* [Information shown]:
* Begin *

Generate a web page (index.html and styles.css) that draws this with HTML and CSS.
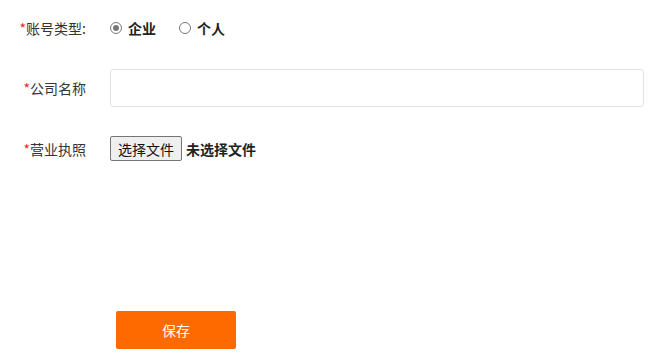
FILE: index.html
```html
<!DOCTYPE html>
<html lang="zh-CN">
<head>
<meta charset="utf-8">
<link rel="stylesheet" href="styles.css">
</head>
<body>
<form class="form">
  <div class="row row-type">
    <div class="label"><span class="req">*</span>账号类型:</div>
    <div class="field radios">
      <label class="radio"><span class="dot checked"></span><b>企业</b></label>
      <label class="radio"><span class="dot"></span><b>个人</b></label>
    </div>
  </div>
  <div class="row row-name">
    <div class="label"><span class="req">*</span>公司名称</div>
    <div class="field"><div class="input"></div></div>
  </div>
  <div class="row row-file">
    <div class="label"><span class="req">*</span>营业执照</div>
    <div class="field file">
      <span class="file-btn">选择文件</span><span class="file-name">未选择文件</span>
    </div>
  </div>
  <div class="actions">
    <span class="save">保存</span>
  </div>
</form>
</body>
</html>
```
FILE: styles.css
```css
* { box-sizing: border-box; }
html, body { margin: 0; padding: 0; background: #fff; }
body {
  width: 659px;
  height: 363px;
  overflow: hidden;
  font-family: "Noto Sans CJK SC", "Microsoft YaHei", sans-serif;
  font-size: 14px;
  color: #333;
}
.form { padding-top: 17px; }
.row {
  display: flex;
  align-items: center;
}
.label {
  width: 86px;
  text-align: right;
  flex: none;
  line-height: 22px;
}
.req { color: #f0262b; }
.field {
  margin-left: 24px;
  flex: 1;
  display: flex;
  align-items: center;
}
.row-type { height: 22px; }
.radio {
  display: flex;
  align-items: center;
  margin-right: 23px;
}
.radio b { font-weight: bold; color: #222; line-height: 22px; }
.dot {
  width: 12px;
  height: 12px;
  border: 1px solid #767676;
  border-radius: 50%;
  margin-right: 6px;
  position: relative;
  background: #fff;
}
.dot.checked { border-color: #777; }
.dot.checked::after {
  content: "";
  position: absolute;
  left: 2px; top: 2px;
  width: 6px; height: 6px;
  border-radius: 50%;
  background: #777;
}
.row-name { margin-top: 30px; }
.input {
  width: 534px;
  height: 38px;
  border: 1px solid #e2e2e2;
  border-radius: 3px;
  margin-right: 15px;
}
.row-file { margin-top: 29px; }
.file-btn {
  display: inline-flex;
  align-items: center;
  justify-content: center;
  width: 72px;
  height: 25px;
  background: #efefef;
  border: 1px solid #767676;
  border-radius: 2px;
  color: #111;
  font-size: 14px;
}
.file-name {
  margin-left: 4px;
  font-weight: bold;
  color: #222;
}
.actions {
  margin-top: 150px;
  padding-left: 116px;
}
.save {
  display: inline-flex;
  align-items: center;
  justify-content: center;
  width: 120px;
  height: 38px;
  background: #ff6a00;
  color: #fff;
  border-radius: 2px;
  font-size: 14px;
}
```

* End *

* [Work to complete]: The data above should be repeated exactly, minus any pictures.

* [Worked solution]:
Generate a web page (index.html and styles.css) that draws this with HTML and CSS.
FILE: index.html
```html
<!DOCTYPE html>
<html lang="zh-CN">
<head>
<meta charset="utf-8">
<link rel="stylesheet" href="styles.css">
</head>
<body>
<form class="form">
  <div class="row row-type">
    <div class="label"><span class="req">*</span>账号类型:</div>
    <div class="field radios">
      <label class="radio"><span class="dot checked"></span><b>企业</b></label>
      <label class="radio"><span class="dot"></span><b>个人</b></label>
    </div>
  </div>
  <div class="row row-name">
    <div class="label"><span class="req">*</span>公司名称</div>
    <div class="field"><div class="input"></div></div>
  </div>
  <div class="row row-file">
    <div class="label"><span class="req">*</span>营业执照</div>
    <div class="field file">
      <span class="file-btn">选择文件</span><span class="file-name">未选择文件</span>
    </div>
  </div>
  <div class="actions">
    <span class="save">保存</span>
  </div>
</form>
</body>
</html>
```
FILE: styles.css
```css
* { box-sizing: border-box; }
html, body { margin: 0; padding: 0; background: #fff; }
body {
  width: 659px;
  height: 363px;
  overflow: hidden;
  font-family: "Noto Sans CJK SC", "Microsoft YaHei", sans-serif;
  font-size: 14px;
  color: #333;
}
.form { padding-top: 17px; }
.row {
  display: flex;
  align-items: center;
}
.label {
  width: 86px;
  text-align: right;
  flex: none;
  line-height: 22px;
}
.req { color: #f0262b; }
.field {
  margin-left: 24px;
  flex: 1;
  display: flex;
  align-items: center;
}
.row-type { height: 22px; }
.radio {
  display: flex;
  align-items: center;
  margin-right: 23px;
}
.radio b { font-weight: bold; color: #222; line-height: 22px; }
.dot {
  width: 12px;
  height: 12px;
  border: 1px solid #767676;
  border-radius: 50%;
  margin-right: 6px;
  position: relative;
  background: #fff;
}
.dot.checked { border-color: #777; }
.dot.checked::after {
  content: "";
  position: absolute;
  left: 2px; top: 2px;
  width: 6px; height: 6px;
  border-radius: 50%;
  background: #777;
}
.row-name { margin-top: 30px; }
.input {
  width: 534px;
  height: 38px;
  border: 1px solid #e2e2e2;
  border-radius: 3px;
  margin-right: 15px;
}
.row-file { margin-top: 29px; }
.file-btn {
  display: inline-flex;
  align-items: center;
  justify-content: center;
  width: 72px;
  height: 25px;
  background: #efefef;
  border: 1px solid #767676;
  border-radius: 2px;
  color: #111;
  font-size: 14px;
}
.file-name {
  margin-left: 4px;
  font-weight: bold;
  color: #222;
}
.actions {
  margin-top: 150px;
  padding-left: 116px;
}
.save {
  display: inline-flex;
  align-items: center;
  justify-content: center;
  width: 120px;
  height: 38px;
  background: #ff6a00;
  color: #fff;
  border-radius: 2px;
  font-size: 14px;
}
```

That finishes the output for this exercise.